GPU Accelerator allows users to speed up overall solution times by performing some of the computation on supported graphics cards. In this heterogenous computing environment, most of the work is performed on the CPU cores, but some computationally-expensive calculations are offloaded to the GPU cores. While a typical workstation may have 8-12 CPU cores, high-end graphics cards have hundreds of GPU cores, so using these GPU cores can decrease calculation times significantly.For example, a 2 million DOF cyclic symmetry modal analysis (mesh of sector on left, expanded results on right) was performed on a Dell Precision T5500 workstation. With GPU Accelerator, the solution using 2 CPU cores decreased by a factor of 3.7!
GPU Accelerator supports the sparse direct, PCG iterative, and JCG iterative equation solvers. The user must be running 64-bit Windows or Linux and have a supported graphics card (currently, only NVIDIA Tesla series or Quadro 6000 cards are supported). Lastly, an ANSYS HPC Pack license is required to enable 1 GPU as well as up to 8 CPU cores for a given calculation.
Here are some tips to see the greatest benefit when using GPU Accelerator:
- When using the sparse direct solver, ensure that the solution runs in-core (in physical RAM). The solver output will indicate which mode (in-core vs. out-of-core) was used for the solution, along with memory requirements for both. If the workstation has enough physical RAM to solve in-core, but the solver chose to run in out-of-core mode, use the APDL command BCSOPTION,,INCORE to force an in-core solution.
- The PCG solver has various levels for the preconditioner (this is controlled with the APDL command PCGOPT,Lev_Diff). GPU Accelerator tends to show much better speedup with levels 1-2 rather than levels 3-4.
- The Block Lanczos, PCG Lanczos, QR Damped, Damped, and Unsymmetric eigensolvers rely on the same equation solvers that are supported by GPU Accelerator, so these eigenvalue extraction methods will also see significant speedup.
- Distributed ANSYS supports GPU Accelerator at 14.0 with 1 GPU used per machine. Using Distributed ANSYS with multiple machines, each with its own supported graphics card, can greatly improve performance.
- If using GPU Accelerator remotely, the TCC (Tesla Compute Cluster) Mode of the NVIDIA Driver must be installed. Please see the NVIDIA Driver’s Release Notes, Appendix B, for more details.
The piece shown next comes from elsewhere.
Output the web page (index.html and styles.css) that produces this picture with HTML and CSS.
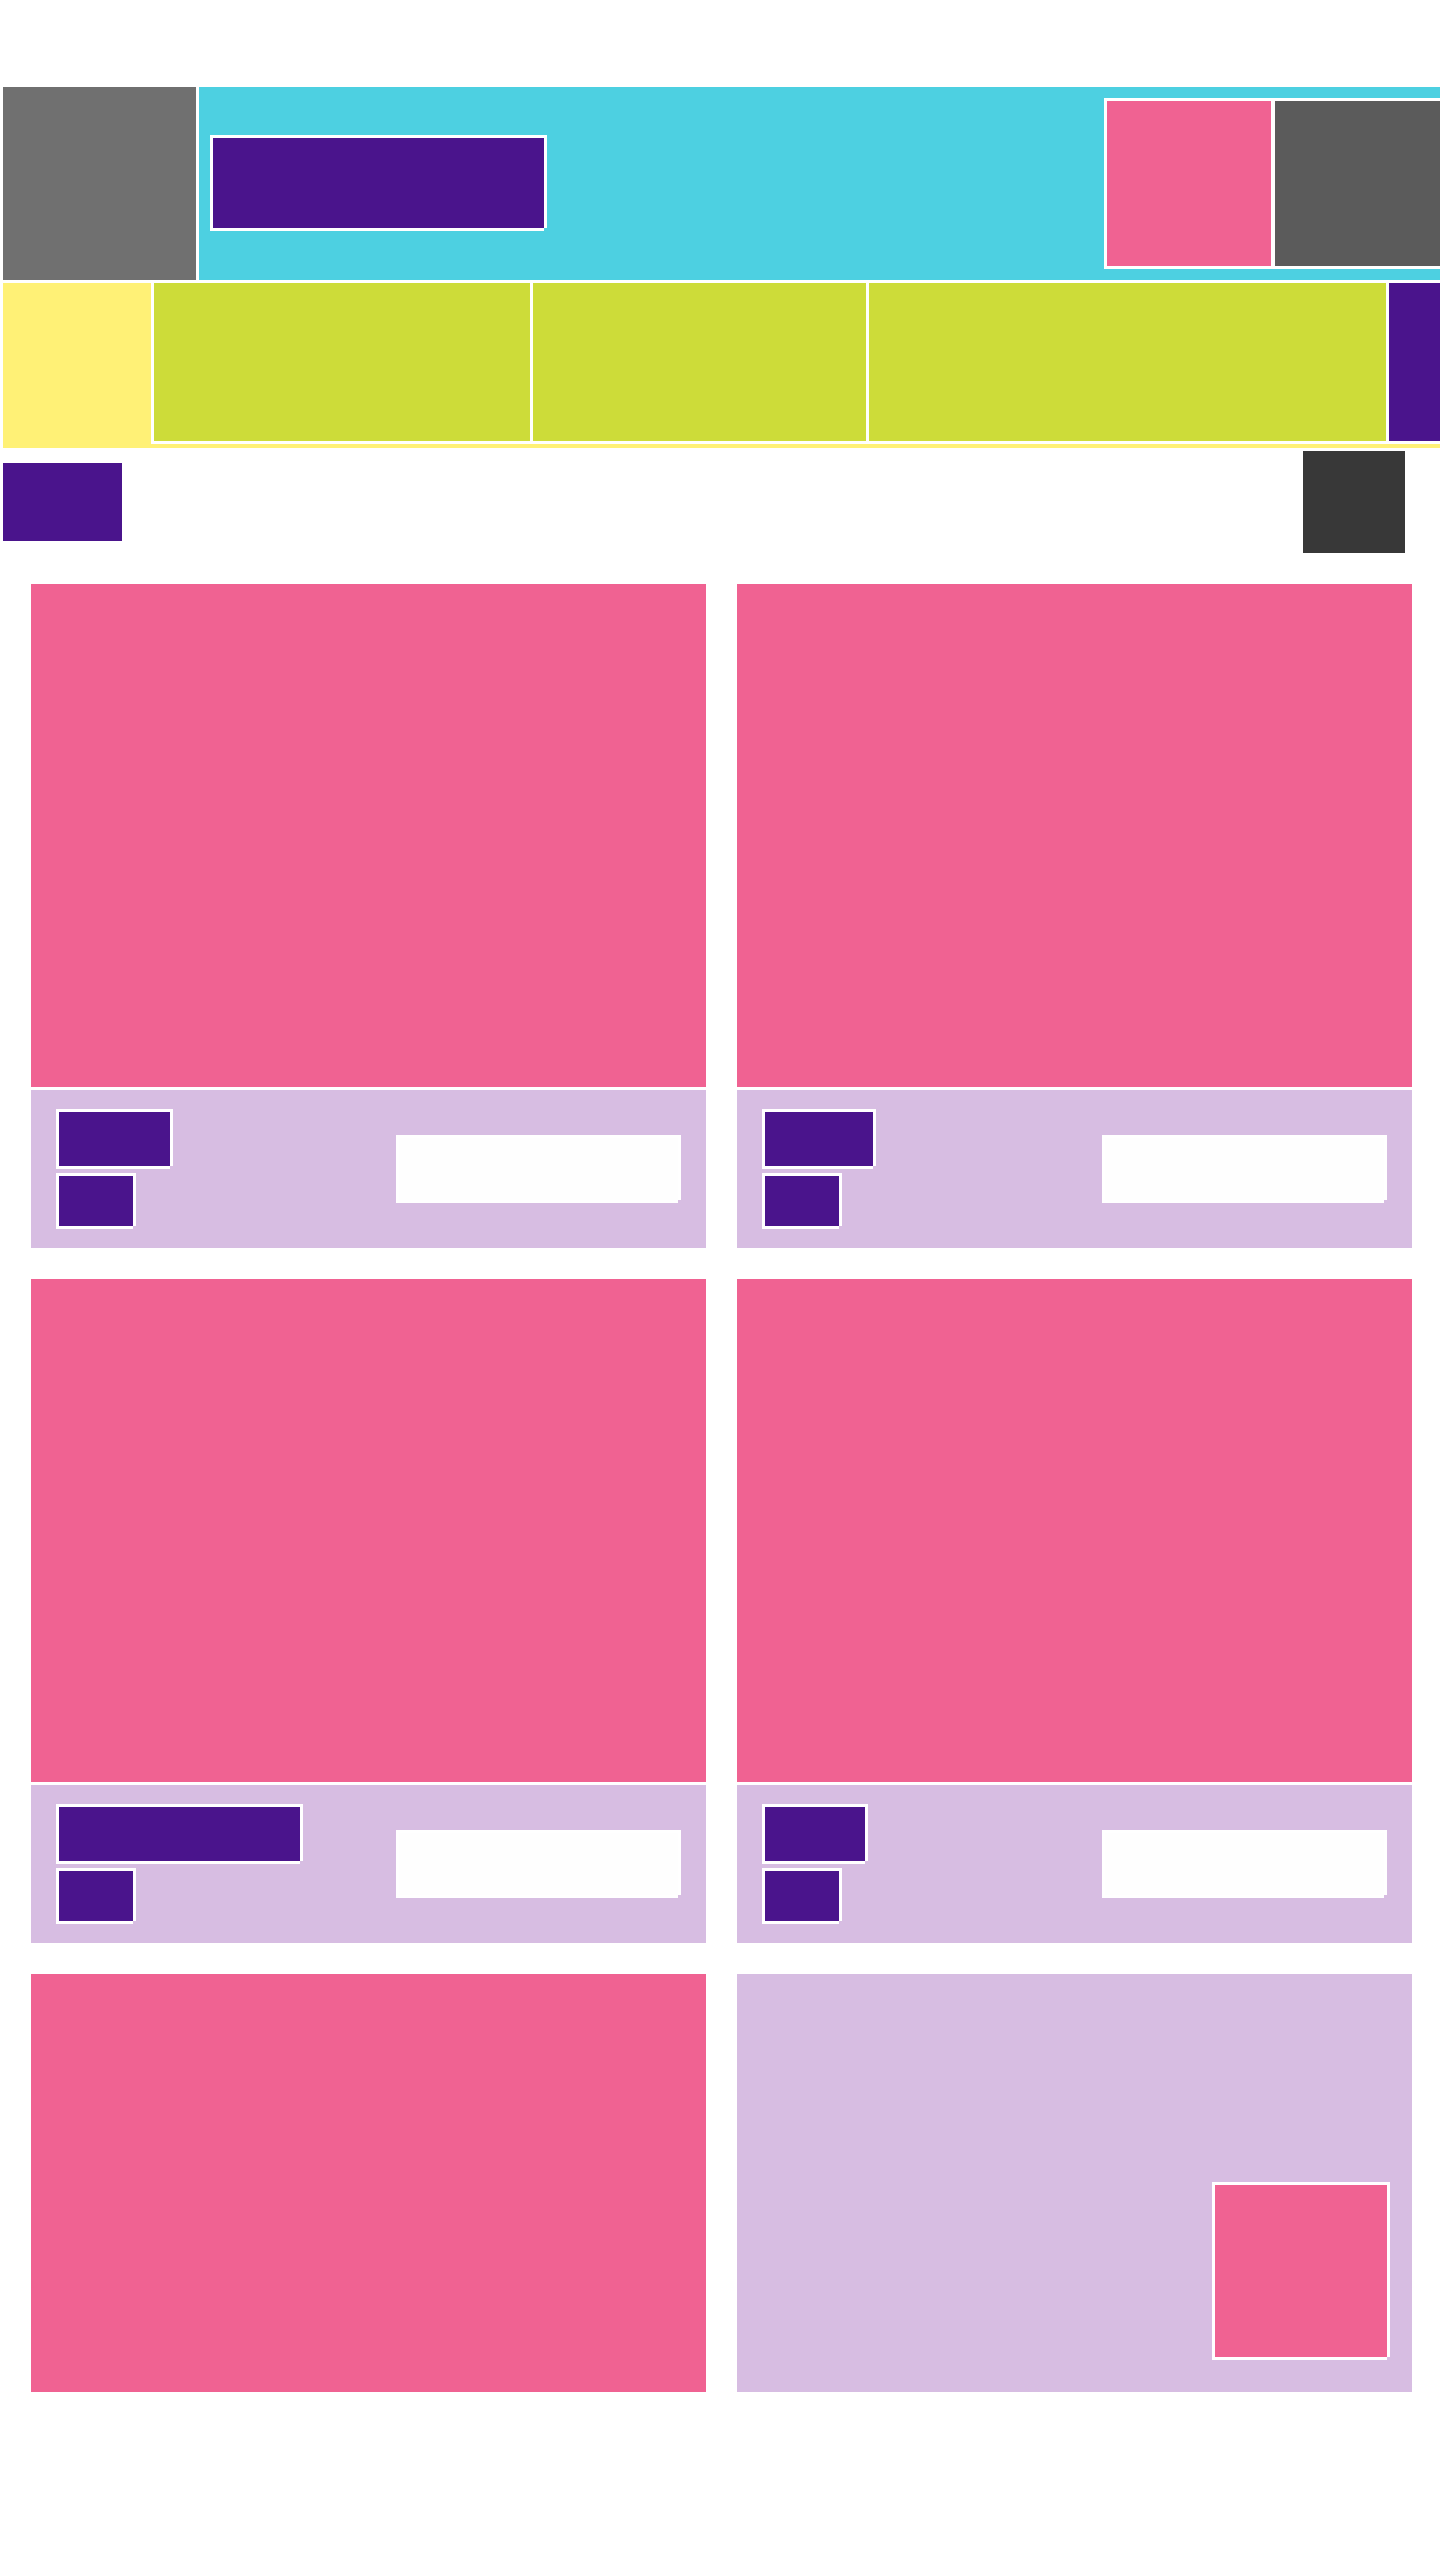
FILE: index.html
```html
<!doctype html>
<html>
<head>
<meta charset="utf-8">
<meta name="viewport" content="width=device-width, initial-scale=1.0">
<link rel="stylesheet" href="styles.css">
<title>Gallery</title>
</head>
<body>
<div class="shell">

<div class="topbar">
  <div class="logo"></div>
  <div class="hero">
    <div class="hero-title frame"></div>
    <div class="hero-tools">
      <div class="tool-pink"></div>
      <div class="tool-dark"></div>
    </div>
  </div>
</div>

<div class="navbar">
  <div class="tabs">
    <div class="tab tab-1"></div>
    <div class="tab tab-2"></div>
    <div class="tab tab-3"></div>
    <div class="tab tab-more"></div>
  </div>
</div>

<div class="toolbar">
  <div class="toolbar-label"></div>
  <div class="toolbar-button"></div>
</div>

<div class="cards">
  <div class="card">
    <div class="card-media"></div>
    <div class="card-foot">
      <div class="card-tags">
        <div class="tag frame" style="width:111px"></div>
        <div class="tag tag-small frame"></div>
      </div>
      <div class="card-action frame"></div>
    </div>
  </div>
  <div class="card">
    <div class="card-media"></div>
    <div class="card-foot">
      <div class="card-tags">
        <div class="tag frame" style="width:108px"></div>
        <div class="tag tag-small frame"></div>
      </div>
      <div class="card-action frame"></div>
    </div>
  </div>
  <div class="card">
    <div class="card-media"></div>
    <div class="card-foot">
      <div class="card-tags">
        <div class="tag frame" style="width:241px"></div>
        <div class="tag tag-small frame"></div>
      </div>
      <div class="card-action frame"></div>
    </div>
  </div>
  <div class="card">
    <div class="card-media"></div>
    <div class="card-foot">
      <div class="card-tags">
        <div class="tag frame" style="width:100px"></div>
        <div class="tag tag-small frame"></div>
      </div>
      <div class="card-action frame"></div>
    </div>
  </div>
  <div class="card card-short">
    <div class="card-media card-media-full"></div>
  </div>
  <div class="card card-short">
    <div class="card-blank">
      <div class="card-thumb frame"></div>
    </div>
  </div>
</div>

</div>
</body>
</html>
```

FILE: styles.css
```css
html,
body {
    margin: 0;
    padding: 0;
}
body {
    font-family: "Liberation Sans", Arial, sans-serif;
    background-color: #fff;
    height: 2560px;
}
.shell {
    width: 1440px;
    overflow: hidden;
    padding-top: 87px;
}

/* white 3px frame, bottom-right corner left open */
.frame {
    box-shadow: -3px -3px 0 #fff, 3px -3px 0 #fff, 3px 0 0 #fff, -3px 3px 0 #fff, 0 3px 0 #fff;
}

.topbar {
    display: flex;
    gap: 3px;
    height: 193px;
    margin-left: 3px;
}
.logo {
    width: 193px;
    flex-shrink: 0;
    background-color: #707070;
}
.hero {
    flex: 1;
    display: flex;
    align-items: flex-start;
    padding-left: 14px;
    background-color: #4dd0e1;
    overflow: hidden;
}
.hero-title {
    width: 331px;
    height: 90px;
    flex-shrink: 0;
    margin-top: 51px;
    background-color: #4a148c;
}
.hero-tools {
    display: flex;
    gap: 4px;
    flex-shrink: 0;
    margin-top: 11px;
    margin-left: 560px;
    padding: 3px;
    background-color: #fff;
}
.tool-pink {
    width: 164px;
    height: 165px;
    background-color: #f06292;
}
.tool-dark {
    width: 220px;
    height: 165px;
    background-color: #5b5b5b;
}

.navbar {
    display: flex;
    align-items: flex-start;
    height: 165px;
    margin: 3px 0 0 3px;
    padding-left: 148px;
    background-color: #fff176;
    overflow: hidden;
}
.tabs {
    display: flex;
    gap: 3px;
    flex-shrink: 0;
    padding: 0 0 3px 3px;
    background-color: #fff;
}
.tab {
    height: 158px;
    background-color: #cddc39;
}
.tab-1 {
    width: 376px;
}
.tab-2 {
    width: 333px;
}
.tab-3 {
    width: 517px;
}
.tab-more {
    width: 120px;
    background-color: #4a148c;
}

.toolbar {
    display: flex;
    align-items: center;
    justify-content: space-between;
    padding: 3px 35px 0 3px;
}
.toolbar-label {
    width: 119px;
    height: 78px;
    background-color: #4a148c;
}
.toolbar-button {
    width: 102px;
    height: 102px;
    background-color: #383838;
}

.cards {
    display: grid;
    grid-template-columns: 675px 675px;
    gap: 31px;
    margin-top: 31px;
    padding: 0 28px 0 31px;
}
.card {
    display: flex;
    flex-direction: column;
    gap: 3px;
}
.card-media {
    height: 503px;
    background-color: #f06292;
}
.card-foot {
    display: flex;
    align-items: center;
    justify-content: space-between;
    height: 158px;
    padding: 0 28px;
    background-color: #d7bde2;
}
.card-tags {
    display: flex;
    flex-direction: column;
    gap: 10px;
}
.tag {
    height: 54px;
    background-color: #4a148c;
}
.tag-small {
    width: 74px;
    height: 50px;
}
.card-action {
    width: 279px;
    height: 62px;
    background-color: #fefefe;
}
.card-short {
    height: 418px;
}
.card-media-full {
    height: 418px;
}
.card-blank {
    display: flex;
    align-items: flex-end;
    justify-content: flex-end;
    height: 418px;
    padding: 0 25px 35px 0;
    box-sizing: border-box;
    background-color: #d7bde2;
}
.card-thumb {
    width: 172px;
    height: 172px;
    background-color: #f06292;
}
```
Additional details on GPU Accelerator can be found in the ANSYS 14.0 Help, under the following Mechanical APDL help section: // Parallel Processing Guide // 3. GPU Accelerator Capability
GPU Accelerator provides analysts with extra power in solving large models on their workstation, so users do not have to rely solely on computing clusters to reduce the solution time.